Continuous quasi-isometry between Riemannian manifolds
For a counterexample, take $(S,d_1)$ to be the Euclidean plane and $(S',d_2)$ to be the union of the integer coordinate lines in the Euclidean plane: $$S' = (\mathbb R \times \mathbb Z) \cup (\mathbb Z \times \mathbb R) $$
For a counterexample with complete Riemannian surfaces, start with the same $(S,d_1)$. For $(S',d_2)$, start with the Euclidean plane $S$, consider each integer coordinate square $[m-1,m] \times [n-1,n]$, and then for each $m,n$ replace that square by its connected sum with a torus.

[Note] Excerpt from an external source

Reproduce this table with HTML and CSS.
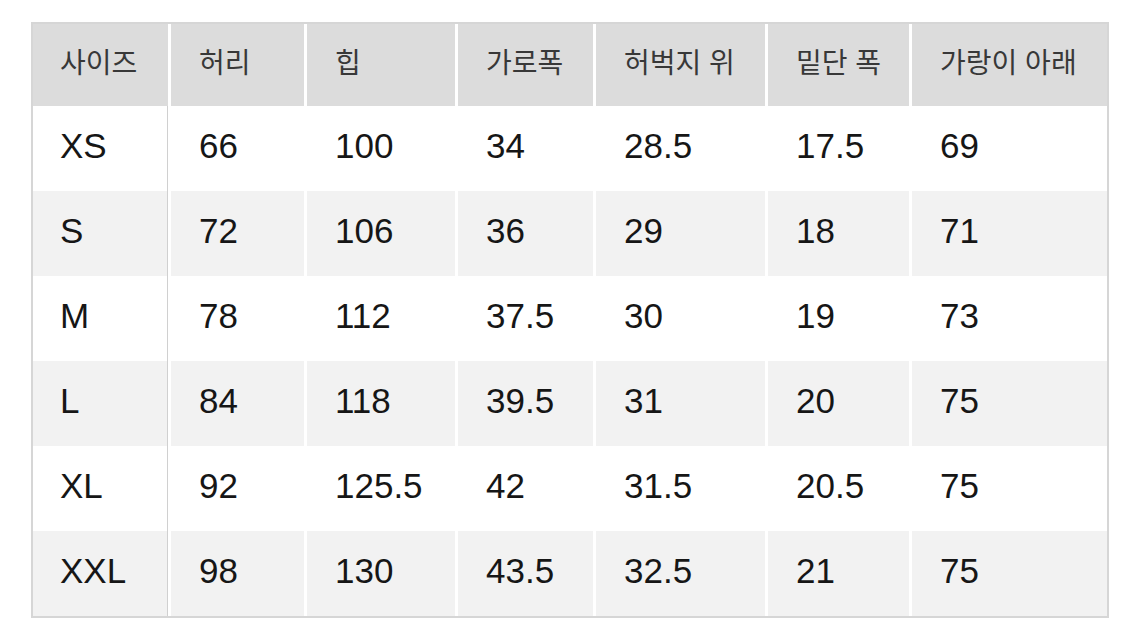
FILE: index.html
```html
<!DOCTYPE html>
<html lang="ko">
<head>
<meta charset="utf-8">
<title>사이즈표</title>
<link rel="stylesheet" href="styles.css">
</head>
<body>
<table class="size-table">
  <colgroup>
    <col class="c1"><col class="c2"><col class="c3"><col class="c4"><col class="c5"><col class="c6"><col class="c7">
  </colgroup>
  <thead>
    <tr class="head">
      <th>사이즈</th><th>허리</th><th>힙</th><th>가로폭</th><th>허벅지 위</th><th>밑단 폭</th><th>가랑이 아래</th>
    </tr>
  </thead>
  <tbody>
    <tr class="odd"><td>XS</td><td>66</td><td>100</td><td>34</td><td>28.5</td><td>17.5</td><td>69</td></tr>
    <tr class="even"><td>S</td><td>72</td><td>106</td><td>36</td><td>29</td><td>18</td><td>71</td></tr>
    <tr class="odd"><td>M</td><td>78</td><td>112</td><td>37.5</td><td>30</td><td>19</td><td>73</td></tr>
    <tr class="even"><td>L</td><td>84</td><td>118</td><td>39.5</td><td>31</td><td>20</td><td>75</td></tr>
    <tr class="odd"><td>XL</td><td>92</td><td>125.5</td><td>42</td><td>31.5</td><td>20.5</td><td>75</td></tr>
    <tr class="even"><td>XXL</td><td>98</td><td>130</td><td>43.5</td><td>32.5</td><td>21</td><td>75</td></tr>
  </tbody>
</table>
</body>
</html>
```
FILE: styles.css
```css
html, body {
  margin: 0;
  padding: 0;
  background: #ffffff;
}

body {
  padding: 22px 0 0 31px;
  font-family: "Liberation Sans", "Noto Sans CJK KR", sans-serif;
  color: #151515;
}

.size-table {
  width: 1078px;
  border-collapse: separate;
  border-spacing: 0;
  border: 2px solid #d6d6d6;
  table-layout: fixed;
}

.c1 { width: 135px; }
.c2 { width: 136px; }
.c3 { width: 151px; }
.c4 { width: 138px; }
.c5 { width: 172px; }
.c6 { width: 144px; }
.c7 { width: 198px; }

.size-table th,
.size-table td {
  padding: 0 0 0 28px;
  text-align: left;
  vertical-align: middle;
  border-left: 3px solid #ffffff;
  white-space: nowrap;
  box-sizing: border-box;
}

.size-table th:first-child,
.size-table td:first-child {
  border-left: 0;
  padding-left: 27px;
  border-right: 1px solid #d0d0d0;
}

.head th {
  height: 82px;
  padding-bottom: 8px;
  background: #dcdcdc;
  font-family: "Noto Sans CJK KR", "Liberation Sans", sans-serif;
  font-weight: 400;
  font-size: 28px;
  color: #383838;
}

.head th:first-child {
  border-right-color: #dcdcdc;
}

.size-table td {
  height: 85px;
  padding-bottom: 6px;
  font-size: 35px;
  font-weight: 400;
  color: #161616;
}

.odd td { background: #ffffff; }
.even td { background: #f2f2f2; }
```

What Lee Mosher wrote is, of course, correct. Nevertheless, there are some reasonable assumptions under which one can "approximate" quasi-isometries by continuous quasi-isometries:
Definition. Suppose that $X$ is a Riemannian manifold. I will say that $X$ is uniformly contractible if there is a function $\phi: {\mathbb R}_+\to {\mathbb R}_+$ such that the following holds:
For every $k=0,...,\dim(X)-1$, every continuous map $c: S^k\to X$ such that $diam(c(S^k))\le D$, extends to a continuous map $$ \tilde{c}: B^{k+1}\to X $$ such that $$ diam(\tilde{c}(B^{k+1}))\le \phi(D). $$ Here $S^k$ is the unit sphere in ${\mathbb R}^{k+1}$ and $B^{k+1}$ is the closed unit ball bounded by this sphere.
For instance, if $X$ is contractible and is the universal covering space of a compact Riemannian manifold (with the pull-back Riemannian metric), then $X$ is uniformly contractible.

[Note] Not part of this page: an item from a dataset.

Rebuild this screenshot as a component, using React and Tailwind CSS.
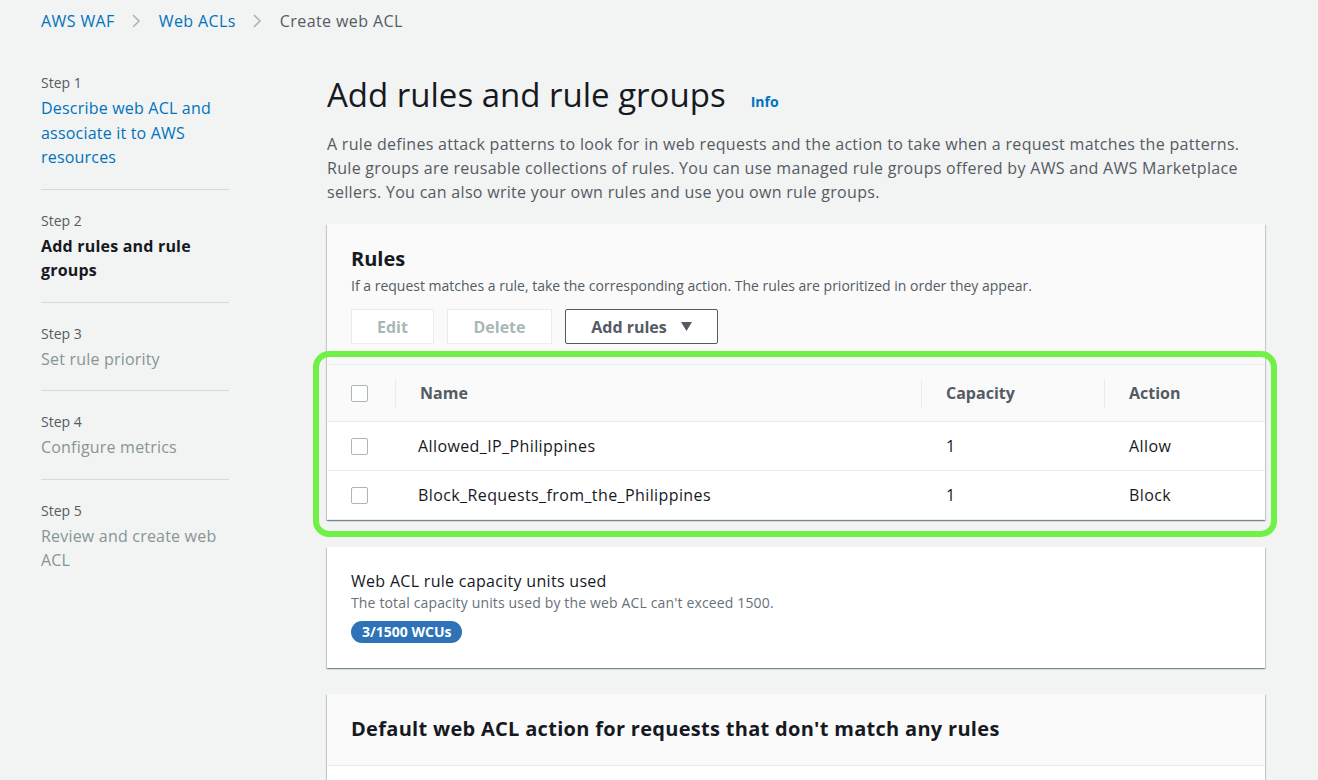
import { useState } from "react";

const STEPS = [
  { label: "Step 1", title: "Describe web ACL and associate it to AWS resources", state: "link" },
  { label: "Step 2", title: "Add rules and rule groups", state: "current" },
  { label: "Step 3", title: "Set rule priority", state: "disabled" },
  { label: "Step 4", title: "Configure metrics", state: "disabled" },
  { label: "Step 5", title: "Review and create web ACL", state: "disabled" },
];

const RULES = [
  { id: 1, name: "Allowed_IP_Philippines", capacity: 1, action: "Allow" },
  { id: 2, name: "Block_Requests_from_the_Philippines", capacity: 1, action: "Block" },
];

const cardShadow =
  "shadow-[0_1px_1px_0_rgba(0,28,36,0.3),1px_1px_1px_0_rgba(0,28,36,0.15),-1px_1px_1px_0_rgba(0,28,36,0.15)]";

function Chevron() {
  return (
    <svg width="10" height="16" viewBox="0 0 10 16" className="ml-[16px] mr-[18px]">
      <polyline points="2,2 8,8 2,14" fill="none" stroke="#aab7b8" strokeWidth="1.6" />
    </svg>
  );
}

function Checkbox({ checked, onChange }) {
  return (
    <button
      onClick={onChange}
      className={`w-[17px] h-[17px] rounded-[2px] border ${
        checked ? "bg-[#0073bb] border-[#0073bb]" : "bg-white border-[#aab7b8]"
      }`}
    />
  );
}

export default function App() {
  const [selected, setSelected] = useState({});

  const toggle = (id) => setSelected((prev) => ({ ...prev, [id]: !prev[id] }));
  const allChecked = RULES.every((r) => selected[r.id]);

  return (
    <div className="min-h-screen bg-[#f2f3f3] font-['Open_Sans',Arial,sans-serif] text-[#16191f] pl-[41px]">
      {/* breadcrumb */}
      <div className="flex items-center pt-[9px] text-[16px] leading-[24px] tracking-[0.4px]">
        <a className="text-[#0073bb]">AWS WAF</a>
        <Chevron />
        <a className="text-[#0073bb]">Web ACLs</a>
        <Chevron />
        <span className="text-[#545b64]">Create web ACL</span>
      </div>

      <div className="flex mt-[40px]">
        {/* steps nav */}
        <nav className="w-[188px] shrink-0">
          {STEPS.map((s, i) => (
            <div
              key={s.label}
              className={`pb-[19px] ${i > 0 ? "border-t border-[#d5dbdb] pt-[21px]" : ""}`}
            >
              <p className="text-[14px] leading-[20px] text-[#545b64] mb-[3px]">{s.label}</p>
              <p
                className={`text-[16px] leading-[24.5px] tracking-[0.2px] ${
                  s.state === "link"
                    ? "text-[#0073bb]"
                    : s.state === "current"
                    ? "font-bold text-[#16191f]"
                    : "text-[#879596]"
                }`}
              >
                {s.title}
              </p>
            </div>
          ))}
        </nav>

        {/* main */}
        <main className="ml-[98px] w-[938px] pt-[2px]">
          <div className="flex items-baseline">
            <h1 className="text-[33px] leading-[40px] font-normal text-[#16191f]">
              Add rules and rule groups
            </h1>
            <a className="ml-[25px] text-[14px] font-bold text-[#0073bb]">Info</a>
          </div>
          <p className="mt-[17px] text-[16px] leading-[24px] tracking-[0.3px] text-[#545b64]">
            A rule defines attack patterns to look for in web requests and the action to take when a
            request matches the patterns. Rule groups are reusable collections of rules. You can use
            managed rule groups offered by AWS and AWS Marketplace sellers. You can also write your own
            rules and use you own rule groups.
          </p>

          {/* rules card */}
          <section className={`mt-[20px] bg-[#fafafa] ${cardShadow}`}>
            <div className="px-6 pt-[23px] pb-[20px]">
              <h2 className="text-[20px] leading-[24px] font-bold">Rules</h2>
              <p className="mt-[5px] text-[14px] leading-[20px] text-[#545b64]">
                If a request matches a rule, take the corresponding action. The rules are prioritized
                in order they appear.
              </p>
              <div className="flex gap-[13px] mt-[13px]">
                <button className="w-[83px] h-[35px] bg-white border border-[#eaeded] text-[16px] font-bold text-[#aab7b8]">
                  Edit
                </button>
                <button className="w-[105px] h-[35px] bg-white border border-[#eaeded] text-[16px] font-bold text-[#aab7b8]">
                  Delete
                </button>
                <button className="w-[153px] h-[35px] bg-white border border-[#545b64] rounded-[2px] text-[16px] font-bold text-[#545b64] flex items-center justify-center gap-[14px]">
                  Add rules
                  <svg width="11" height="9" viewBox="0 0 11 9">
                    <polygon points="0,0 11,0 5.5,9" fill="#545b64" />
                  </svg>
                </button>
              </div>
            </div>

            <div className="relative">
              <table className="w-full border-collapse text-[16px]">
                <thead>
                  <tr className="h-[57px] bg-[#fafafa] border-t border-b border-[#eaeded] text-left text-[#545b64] font-bold">
                    <th className="w-[68px] pl-6">
                      <div className="flex items-center">
                        <Checkbox
                          checked={allChecked}
                          onChange={() =>
                            setSelected(
                              allChecked ? {} : Object.fromEntries(RULES.map((r) => [r.id, true])),
                            )
                          }
                        />
                      </div>
                    </th>
                    <th className="w-[526px] p-0">
                      <div className="border-l border-[#eaeded] h-[29px] flex items-center pl-[24px]">
                        Name
                      </div>
                    </th>
                    <th className="w-[183px] p-0">
                      <div className="border-l border-[#eaeded] h-[29px] flex items-center pl-[24px]">
                        Capacity
                      </div>
                    </th>
                    <th className="p-0">
                      <div className="border-l border-[#eaeded] h-[29px] flex items-center pl-[24px]">
                        Action
                      </div>
                    </th>
                  </tr>
                </thead>
                <tbody className="bg-white tracking-[0.4px]">
                  {RULES.map((r) => (
                    <tr key={r.id} className="h-[49px] border-b border-[#eaeded]">
                      <td className="pl-6">
                        <div className="flex items-center">
                          <Checkbox checked={!!selected[r.id]} onChange={() => toggle(r.id)} />
                        </div>
                      </td>
                      <td className="pl-[23px]">{r.name}</td>
                      <td className="pl-[25px]">{r.capacity}</td>
                      <td className="pl-[25px]">{r.action}</td>
                    </tr>
                  ))}
                </tbody>
              </table>
              {/* highlight annotation */}
              <div className="absolute -left-[14px] -right-[12px] -top-[13px] -bottom-[17px] border-[6px] border-[#6ff245] rounded-[16px] pointer-events-none" />
            </div>
          </section>

          {/* capacity card */}
          <section className={`mt-[27px] bg-white px-6 pt-[22px] pb-[25px] ${cardShadow}`}>
            <h3 className="text-[16px] leading-[24px] tracking-[0.3px]">
              Web ACL rule capacity units used
            </h3>
            <p className="text-[14px] leading-[20px] tracking-[0.15px] text-[#687078]">
              The total capacity units used by the web ACL can't exceed 1500.
            </p>
            <span className="inline-block mt-[8px] h-[22px] px-[11px] rounded-full bg-[#2e73b8] text-white text-[14px] leading-[22px] font-bold">
              3/1500 WCUs
            </span>
          </section>

          {/* default action card */}
          <section className={`mt-[26px] ${cardShadow}`}>
            <div className="bg-[#fafafa] px-6 pt-[23px] pb-[24px] border-b border-[#eaeded]">
              <h2 className="text-[20px] leading-[24px] font-bold tracking-[0.3px]">
                Default web ACL action for requests that don't match any rules
              </h2>
            </div>
            <div className="bg-white h-[80px]" />
          </section>
        </main>
      </div>
    </div>
  );
}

I will leave the following without a proof:
Theorem. Suppose that $X$ is a Riemannian manifold and $Y$ is a uniformly contractible Riemannian manifold. Then for each quasi-isometry $f: X\to Y$ there exists a continuous quasi-isometry $f': X\to Y$ such that $$ \sup_{x\in X} d_Y(f(x), f'(x)) <\infty. $$
In Lee Mosher's example, the target Riemannian surface is not simply-connected, hence, is not uniformly contractible.